[BEGIN DATA SECTION]

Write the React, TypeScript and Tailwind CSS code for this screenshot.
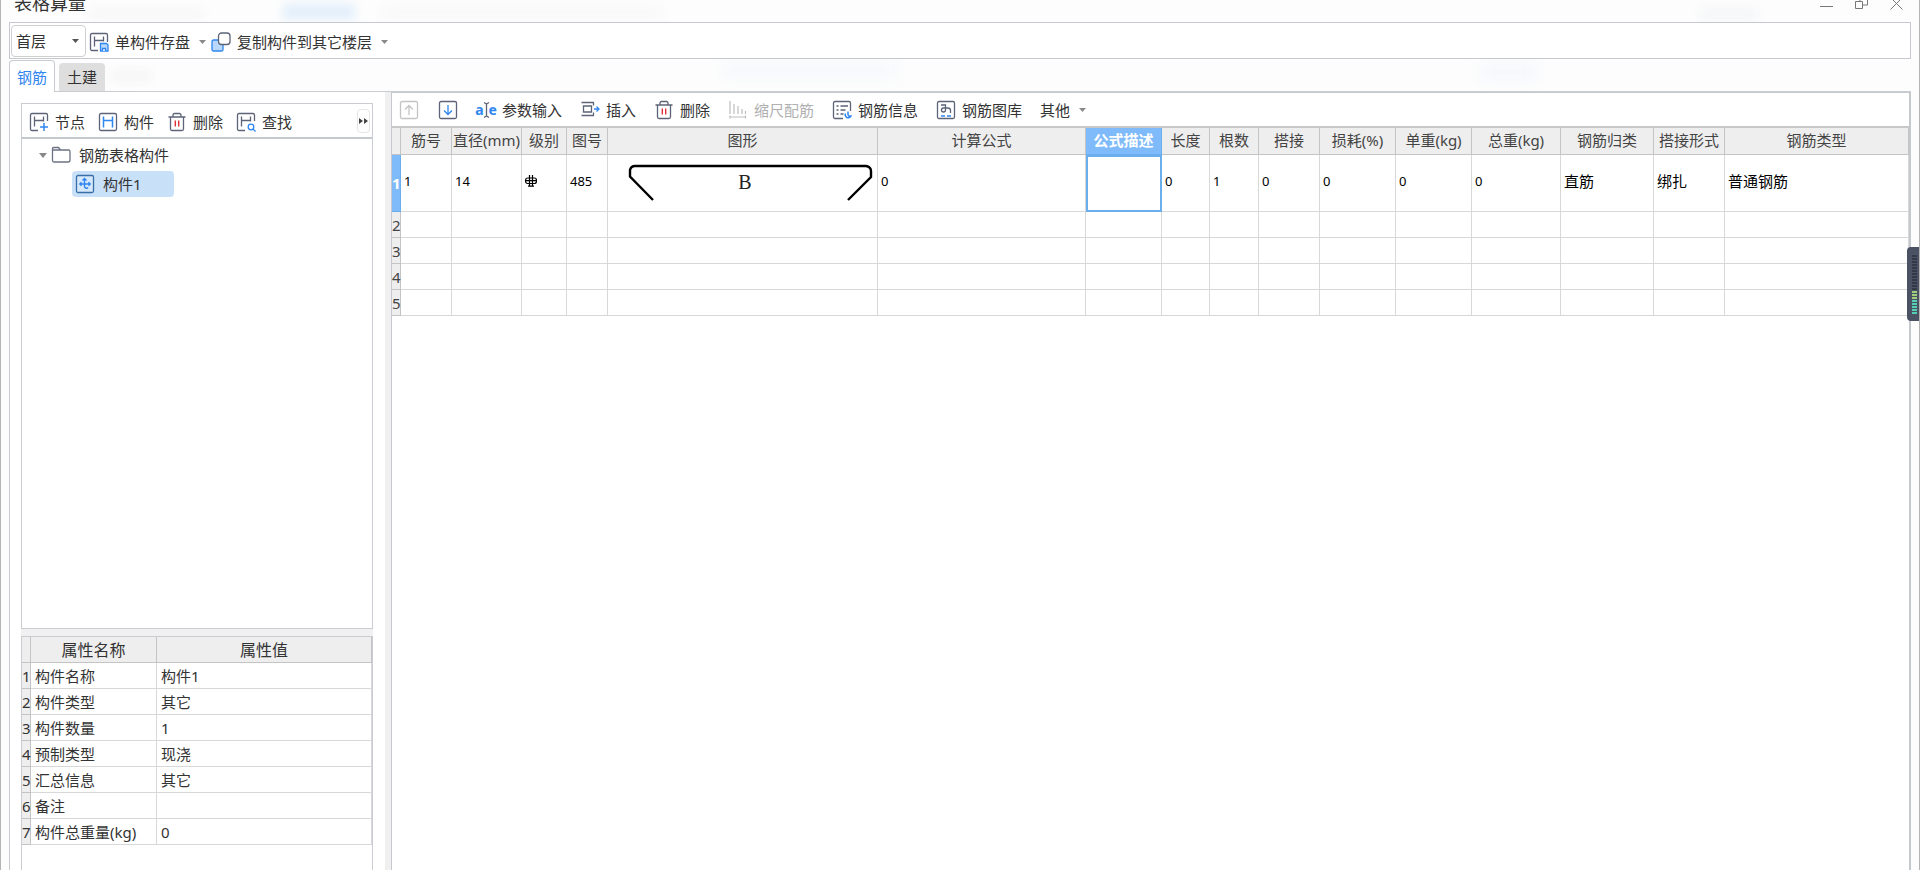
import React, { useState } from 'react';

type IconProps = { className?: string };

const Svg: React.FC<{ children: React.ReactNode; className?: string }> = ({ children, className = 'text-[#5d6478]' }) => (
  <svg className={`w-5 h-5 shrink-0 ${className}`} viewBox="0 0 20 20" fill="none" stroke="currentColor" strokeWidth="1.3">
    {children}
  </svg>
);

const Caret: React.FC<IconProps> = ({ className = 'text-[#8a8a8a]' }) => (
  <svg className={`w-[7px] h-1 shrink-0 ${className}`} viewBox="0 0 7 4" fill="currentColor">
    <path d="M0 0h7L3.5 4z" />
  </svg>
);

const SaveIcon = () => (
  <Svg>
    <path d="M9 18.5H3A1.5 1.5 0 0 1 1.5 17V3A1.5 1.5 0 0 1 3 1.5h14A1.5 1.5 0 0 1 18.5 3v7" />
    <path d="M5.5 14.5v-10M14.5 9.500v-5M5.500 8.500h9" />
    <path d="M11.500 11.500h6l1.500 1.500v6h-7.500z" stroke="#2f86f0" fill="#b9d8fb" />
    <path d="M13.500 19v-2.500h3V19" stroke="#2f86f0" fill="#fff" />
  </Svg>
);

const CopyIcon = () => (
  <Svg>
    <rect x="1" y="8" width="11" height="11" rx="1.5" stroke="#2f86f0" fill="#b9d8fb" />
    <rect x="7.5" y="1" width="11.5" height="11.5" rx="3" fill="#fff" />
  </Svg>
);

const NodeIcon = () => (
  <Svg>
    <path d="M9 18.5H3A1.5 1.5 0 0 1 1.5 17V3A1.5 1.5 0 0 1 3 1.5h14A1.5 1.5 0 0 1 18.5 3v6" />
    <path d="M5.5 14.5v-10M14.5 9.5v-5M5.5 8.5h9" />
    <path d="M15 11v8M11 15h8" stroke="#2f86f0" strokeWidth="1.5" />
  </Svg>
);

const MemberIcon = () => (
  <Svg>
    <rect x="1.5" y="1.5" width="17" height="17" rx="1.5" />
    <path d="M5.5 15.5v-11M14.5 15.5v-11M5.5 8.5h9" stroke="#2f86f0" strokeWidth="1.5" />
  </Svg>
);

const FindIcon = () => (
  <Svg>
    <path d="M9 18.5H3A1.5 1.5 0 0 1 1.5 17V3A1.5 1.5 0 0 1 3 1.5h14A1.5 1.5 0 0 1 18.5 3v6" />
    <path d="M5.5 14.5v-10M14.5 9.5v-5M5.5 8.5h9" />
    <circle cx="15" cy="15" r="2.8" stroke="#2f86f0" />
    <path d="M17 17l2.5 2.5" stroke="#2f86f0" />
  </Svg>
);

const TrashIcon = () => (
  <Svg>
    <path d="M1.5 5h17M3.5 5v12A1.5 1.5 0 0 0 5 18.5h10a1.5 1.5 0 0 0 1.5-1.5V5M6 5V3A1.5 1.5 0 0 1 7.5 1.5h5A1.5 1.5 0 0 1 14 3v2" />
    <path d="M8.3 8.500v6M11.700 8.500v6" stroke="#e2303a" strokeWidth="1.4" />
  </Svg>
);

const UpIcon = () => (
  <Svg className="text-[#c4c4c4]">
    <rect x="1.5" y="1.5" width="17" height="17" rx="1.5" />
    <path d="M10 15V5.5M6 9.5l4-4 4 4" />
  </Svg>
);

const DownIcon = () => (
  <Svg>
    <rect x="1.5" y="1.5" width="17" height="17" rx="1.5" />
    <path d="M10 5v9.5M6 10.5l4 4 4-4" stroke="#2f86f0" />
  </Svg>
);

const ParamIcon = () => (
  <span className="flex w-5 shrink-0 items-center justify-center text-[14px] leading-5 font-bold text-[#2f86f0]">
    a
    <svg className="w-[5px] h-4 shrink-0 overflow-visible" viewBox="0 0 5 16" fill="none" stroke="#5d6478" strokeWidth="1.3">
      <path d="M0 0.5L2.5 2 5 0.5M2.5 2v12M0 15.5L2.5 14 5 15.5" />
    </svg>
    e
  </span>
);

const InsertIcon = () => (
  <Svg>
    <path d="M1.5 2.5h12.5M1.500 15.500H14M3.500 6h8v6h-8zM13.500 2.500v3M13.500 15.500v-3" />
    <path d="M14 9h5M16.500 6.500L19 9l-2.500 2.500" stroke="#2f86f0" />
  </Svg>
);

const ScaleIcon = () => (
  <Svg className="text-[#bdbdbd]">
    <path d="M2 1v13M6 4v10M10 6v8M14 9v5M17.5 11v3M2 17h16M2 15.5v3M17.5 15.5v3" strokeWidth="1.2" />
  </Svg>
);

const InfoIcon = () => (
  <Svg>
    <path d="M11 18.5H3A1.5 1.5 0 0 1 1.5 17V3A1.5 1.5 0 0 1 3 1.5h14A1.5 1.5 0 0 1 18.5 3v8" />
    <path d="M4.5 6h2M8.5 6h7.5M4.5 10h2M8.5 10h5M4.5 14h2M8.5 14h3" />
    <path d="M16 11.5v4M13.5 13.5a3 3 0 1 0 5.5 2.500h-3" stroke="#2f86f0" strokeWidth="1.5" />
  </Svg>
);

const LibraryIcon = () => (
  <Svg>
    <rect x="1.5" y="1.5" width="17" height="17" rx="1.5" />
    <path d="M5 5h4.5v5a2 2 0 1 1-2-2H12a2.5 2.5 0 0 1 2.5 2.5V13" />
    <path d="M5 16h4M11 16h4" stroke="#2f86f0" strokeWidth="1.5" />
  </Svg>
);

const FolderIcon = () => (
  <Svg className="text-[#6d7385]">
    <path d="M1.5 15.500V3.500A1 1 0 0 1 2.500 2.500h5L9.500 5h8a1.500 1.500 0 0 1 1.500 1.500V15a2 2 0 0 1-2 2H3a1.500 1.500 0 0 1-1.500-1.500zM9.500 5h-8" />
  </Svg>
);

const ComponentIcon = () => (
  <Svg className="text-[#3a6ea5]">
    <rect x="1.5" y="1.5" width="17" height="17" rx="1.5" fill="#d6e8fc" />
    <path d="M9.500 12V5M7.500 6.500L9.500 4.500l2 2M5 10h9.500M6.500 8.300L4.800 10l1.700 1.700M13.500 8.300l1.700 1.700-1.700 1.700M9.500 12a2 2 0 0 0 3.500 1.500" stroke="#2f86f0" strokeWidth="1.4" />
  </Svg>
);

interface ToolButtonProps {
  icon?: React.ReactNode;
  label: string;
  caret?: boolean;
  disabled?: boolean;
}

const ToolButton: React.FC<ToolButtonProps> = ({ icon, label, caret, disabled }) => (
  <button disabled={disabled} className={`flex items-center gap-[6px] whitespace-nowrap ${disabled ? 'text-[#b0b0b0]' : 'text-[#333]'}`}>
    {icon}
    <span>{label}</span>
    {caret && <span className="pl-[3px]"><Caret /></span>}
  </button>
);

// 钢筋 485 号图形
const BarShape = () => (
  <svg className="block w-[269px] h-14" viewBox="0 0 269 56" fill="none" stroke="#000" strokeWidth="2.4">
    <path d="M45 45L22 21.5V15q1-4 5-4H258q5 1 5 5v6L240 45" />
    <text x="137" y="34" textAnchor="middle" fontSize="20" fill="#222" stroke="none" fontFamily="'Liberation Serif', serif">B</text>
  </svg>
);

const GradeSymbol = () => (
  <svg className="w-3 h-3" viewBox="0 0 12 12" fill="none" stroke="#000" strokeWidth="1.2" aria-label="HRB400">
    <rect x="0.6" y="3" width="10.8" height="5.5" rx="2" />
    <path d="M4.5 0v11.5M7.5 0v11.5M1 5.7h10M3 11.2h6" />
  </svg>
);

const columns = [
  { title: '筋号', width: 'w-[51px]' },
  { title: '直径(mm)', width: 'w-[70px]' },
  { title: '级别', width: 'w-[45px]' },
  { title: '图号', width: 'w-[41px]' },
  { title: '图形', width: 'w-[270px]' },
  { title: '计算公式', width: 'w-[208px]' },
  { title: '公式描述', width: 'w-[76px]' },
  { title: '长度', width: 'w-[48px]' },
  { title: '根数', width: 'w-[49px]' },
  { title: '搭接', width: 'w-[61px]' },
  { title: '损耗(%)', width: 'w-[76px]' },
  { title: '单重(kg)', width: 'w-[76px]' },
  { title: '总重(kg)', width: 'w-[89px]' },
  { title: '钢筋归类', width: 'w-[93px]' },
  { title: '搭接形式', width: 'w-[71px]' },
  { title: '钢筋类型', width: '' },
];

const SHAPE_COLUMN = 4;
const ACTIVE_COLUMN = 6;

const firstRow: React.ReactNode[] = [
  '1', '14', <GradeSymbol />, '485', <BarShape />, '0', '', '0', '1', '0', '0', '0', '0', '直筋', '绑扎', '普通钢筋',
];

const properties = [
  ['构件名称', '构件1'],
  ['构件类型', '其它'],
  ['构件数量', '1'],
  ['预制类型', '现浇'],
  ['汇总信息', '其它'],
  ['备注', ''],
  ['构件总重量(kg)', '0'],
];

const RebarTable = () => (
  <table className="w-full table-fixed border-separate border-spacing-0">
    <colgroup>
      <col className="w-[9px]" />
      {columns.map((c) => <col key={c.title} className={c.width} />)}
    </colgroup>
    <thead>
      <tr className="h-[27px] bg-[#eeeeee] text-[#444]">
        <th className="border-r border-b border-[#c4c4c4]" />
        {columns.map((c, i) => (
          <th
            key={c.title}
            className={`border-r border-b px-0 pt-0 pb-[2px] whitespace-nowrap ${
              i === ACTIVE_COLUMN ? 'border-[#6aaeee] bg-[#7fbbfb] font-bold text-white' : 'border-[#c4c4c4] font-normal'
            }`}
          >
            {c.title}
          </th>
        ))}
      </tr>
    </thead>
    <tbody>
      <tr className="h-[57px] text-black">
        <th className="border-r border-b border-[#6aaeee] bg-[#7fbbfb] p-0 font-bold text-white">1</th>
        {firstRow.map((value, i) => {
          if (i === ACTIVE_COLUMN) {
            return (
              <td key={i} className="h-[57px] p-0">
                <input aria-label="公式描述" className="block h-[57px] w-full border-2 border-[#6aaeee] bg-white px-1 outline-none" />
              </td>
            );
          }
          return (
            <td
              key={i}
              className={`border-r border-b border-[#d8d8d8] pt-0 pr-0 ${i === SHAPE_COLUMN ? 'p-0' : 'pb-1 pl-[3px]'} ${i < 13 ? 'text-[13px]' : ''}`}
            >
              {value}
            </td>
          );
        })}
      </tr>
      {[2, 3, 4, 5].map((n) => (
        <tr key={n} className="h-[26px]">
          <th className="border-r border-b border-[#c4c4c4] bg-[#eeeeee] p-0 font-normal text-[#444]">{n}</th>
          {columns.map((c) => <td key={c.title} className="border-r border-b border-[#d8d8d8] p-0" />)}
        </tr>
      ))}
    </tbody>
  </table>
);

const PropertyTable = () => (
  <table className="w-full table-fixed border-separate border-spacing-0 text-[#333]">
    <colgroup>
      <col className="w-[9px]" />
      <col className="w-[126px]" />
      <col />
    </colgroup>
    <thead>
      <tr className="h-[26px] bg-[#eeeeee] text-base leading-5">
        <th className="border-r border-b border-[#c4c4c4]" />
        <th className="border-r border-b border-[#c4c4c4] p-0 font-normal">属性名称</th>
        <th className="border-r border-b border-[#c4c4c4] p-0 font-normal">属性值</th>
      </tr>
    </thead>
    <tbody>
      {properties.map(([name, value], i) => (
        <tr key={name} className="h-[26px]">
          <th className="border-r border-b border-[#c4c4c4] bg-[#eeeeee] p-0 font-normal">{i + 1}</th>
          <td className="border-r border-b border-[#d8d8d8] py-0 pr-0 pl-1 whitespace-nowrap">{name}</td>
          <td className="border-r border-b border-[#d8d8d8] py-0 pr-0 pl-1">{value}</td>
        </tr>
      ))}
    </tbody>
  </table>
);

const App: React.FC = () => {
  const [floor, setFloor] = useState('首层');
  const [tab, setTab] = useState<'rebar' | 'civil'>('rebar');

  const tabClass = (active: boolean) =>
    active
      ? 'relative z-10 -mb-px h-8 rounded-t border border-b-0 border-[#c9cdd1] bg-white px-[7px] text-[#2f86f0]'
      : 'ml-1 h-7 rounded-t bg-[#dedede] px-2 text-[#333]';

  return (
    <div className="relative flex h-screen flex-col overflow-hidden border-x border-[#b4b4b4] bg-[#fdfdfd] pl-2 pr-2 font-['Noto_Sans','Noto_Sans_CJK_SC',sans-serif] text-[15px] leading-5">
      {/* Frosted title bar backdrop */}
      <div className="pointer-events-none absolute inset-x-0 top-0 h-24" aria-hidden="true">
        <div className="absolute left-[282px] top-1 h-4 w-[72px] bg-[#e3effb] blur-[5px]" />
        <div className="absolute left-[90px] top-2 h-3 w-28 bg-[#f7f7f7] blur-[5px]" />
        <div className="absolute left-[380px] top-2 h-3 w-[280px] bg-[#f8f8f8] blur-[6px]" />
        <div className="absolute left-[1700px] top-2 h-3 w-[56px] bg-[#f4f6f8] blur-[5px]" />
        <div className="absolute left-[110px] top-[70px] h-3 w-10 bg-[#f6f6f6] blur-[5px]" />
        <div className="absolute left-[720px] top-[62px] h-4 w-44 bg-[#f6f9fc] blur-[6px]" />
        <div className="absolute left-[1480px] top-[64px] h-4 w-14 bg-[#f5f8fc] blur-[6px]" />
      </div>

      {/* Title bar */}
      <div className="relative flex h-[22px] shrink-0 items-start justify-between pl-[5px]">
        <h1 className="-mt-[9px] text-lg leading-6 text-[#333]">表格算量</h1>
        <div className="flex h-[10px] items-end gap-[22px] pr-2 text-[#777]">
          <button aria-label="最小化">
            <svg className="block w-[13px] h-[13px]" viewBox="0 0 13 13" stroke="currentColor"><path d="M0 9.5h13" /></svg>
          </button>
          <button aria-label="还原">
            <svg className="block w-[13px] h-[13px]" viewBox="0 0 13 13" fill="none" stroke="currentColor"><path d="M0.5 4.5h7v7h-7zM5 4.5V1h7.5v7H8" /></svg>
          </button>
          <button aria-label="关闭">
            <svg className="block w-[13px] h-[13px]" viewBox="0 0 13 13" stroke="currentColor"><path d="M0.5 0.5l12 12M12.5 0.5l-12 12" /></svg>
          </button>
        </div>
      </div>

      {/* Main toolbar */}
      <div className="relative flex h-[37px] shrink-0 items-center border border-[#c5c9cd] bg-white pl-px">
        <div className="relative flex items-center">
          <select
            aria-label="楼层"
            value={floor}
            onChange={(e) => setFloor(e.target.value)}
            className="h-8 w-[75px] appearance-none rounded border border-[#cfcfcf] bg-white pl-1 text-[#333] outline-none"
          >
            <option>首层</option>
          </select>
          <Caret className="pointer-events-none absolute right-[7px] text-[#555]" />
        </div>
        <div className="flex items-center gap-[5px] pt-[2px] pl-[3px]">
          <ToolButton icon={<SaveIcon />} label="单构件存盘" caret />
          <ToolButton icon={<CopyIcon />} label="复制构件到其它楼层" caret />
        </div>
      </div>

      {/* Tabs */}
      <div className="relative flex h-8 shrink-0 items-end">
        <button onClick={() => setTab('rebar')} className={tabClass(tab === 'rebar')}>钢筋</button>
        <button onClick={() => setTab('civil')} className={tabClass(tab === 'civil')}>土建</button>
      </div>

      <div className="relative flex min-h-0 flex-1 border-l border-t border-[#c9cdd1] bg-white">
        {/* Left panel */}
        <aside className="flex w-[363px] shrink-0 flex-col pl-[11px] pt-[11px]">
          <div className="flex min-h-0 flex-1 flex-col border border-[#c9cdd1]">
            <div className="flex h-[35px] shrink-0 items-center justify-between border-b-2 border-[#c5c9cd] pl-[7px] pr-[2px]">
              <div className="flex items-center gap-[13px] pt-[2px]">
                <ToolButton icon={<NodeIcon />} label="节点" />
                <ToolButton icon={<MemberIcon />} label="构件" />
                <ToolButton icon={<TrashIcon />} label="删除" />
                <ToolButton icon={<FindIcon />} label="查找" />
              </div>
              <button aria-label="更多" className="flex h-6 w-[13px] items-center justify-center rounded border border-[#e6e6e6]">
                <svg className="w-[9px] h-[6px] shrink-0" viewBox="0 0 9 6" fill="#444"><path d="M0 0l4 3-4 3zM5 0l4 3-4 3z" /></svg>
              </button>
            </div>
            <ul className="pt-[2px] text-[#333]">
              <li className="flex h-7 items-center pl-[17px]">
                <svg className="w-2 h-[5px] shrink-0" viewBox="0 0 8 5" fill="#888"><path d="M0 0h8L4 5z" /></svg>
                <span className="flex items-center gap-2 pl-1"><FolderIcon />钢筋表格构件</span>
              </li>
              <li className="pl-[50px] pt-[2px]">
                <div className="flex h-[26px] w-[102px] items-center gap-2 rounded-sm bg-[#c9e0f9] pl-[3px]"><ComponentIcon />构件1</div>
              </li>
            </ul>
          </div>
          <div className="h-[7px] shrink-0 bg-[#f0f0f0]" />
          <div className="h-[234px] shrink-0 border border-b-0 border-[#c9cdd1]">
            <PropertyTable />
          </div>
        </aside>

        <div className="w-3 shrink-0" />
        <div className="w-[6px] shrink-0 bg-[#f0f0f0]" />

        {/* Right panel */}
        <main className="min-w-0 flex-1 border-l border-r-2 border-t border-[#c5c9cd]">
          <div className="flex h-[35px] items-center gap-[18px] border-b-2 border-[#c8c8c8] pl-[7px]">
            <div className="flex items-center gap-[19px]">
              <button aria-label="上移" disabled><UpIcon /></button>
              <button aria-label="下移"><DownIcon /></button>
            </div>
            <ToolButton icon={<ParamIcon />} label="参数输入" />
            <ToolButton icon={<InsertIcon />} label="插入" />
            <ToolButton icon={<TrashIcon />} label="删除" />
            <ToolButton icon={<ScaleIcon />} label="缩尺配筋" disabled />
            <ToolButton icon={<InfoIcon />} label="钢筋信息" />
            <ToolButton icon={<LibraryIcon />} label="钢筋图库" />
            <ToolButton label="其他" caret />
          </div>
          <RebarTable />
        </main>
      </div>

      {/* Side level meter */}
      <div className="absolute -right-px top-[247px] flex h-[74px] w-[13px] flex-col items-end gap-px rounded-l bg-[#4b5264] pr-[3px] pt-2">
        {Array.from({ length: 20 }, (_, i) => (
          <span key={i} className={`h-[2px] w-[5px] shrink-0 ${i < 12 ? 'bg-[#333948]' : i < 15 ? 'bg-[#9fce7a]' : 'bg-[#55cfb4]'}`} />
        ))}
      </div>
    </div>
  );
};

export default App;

[END DATA SECTION]

§ **BRIEF**
How many lines of the listing above include the word "React"? State the number and nothing else.

§ **WRITTEN REPLY**
8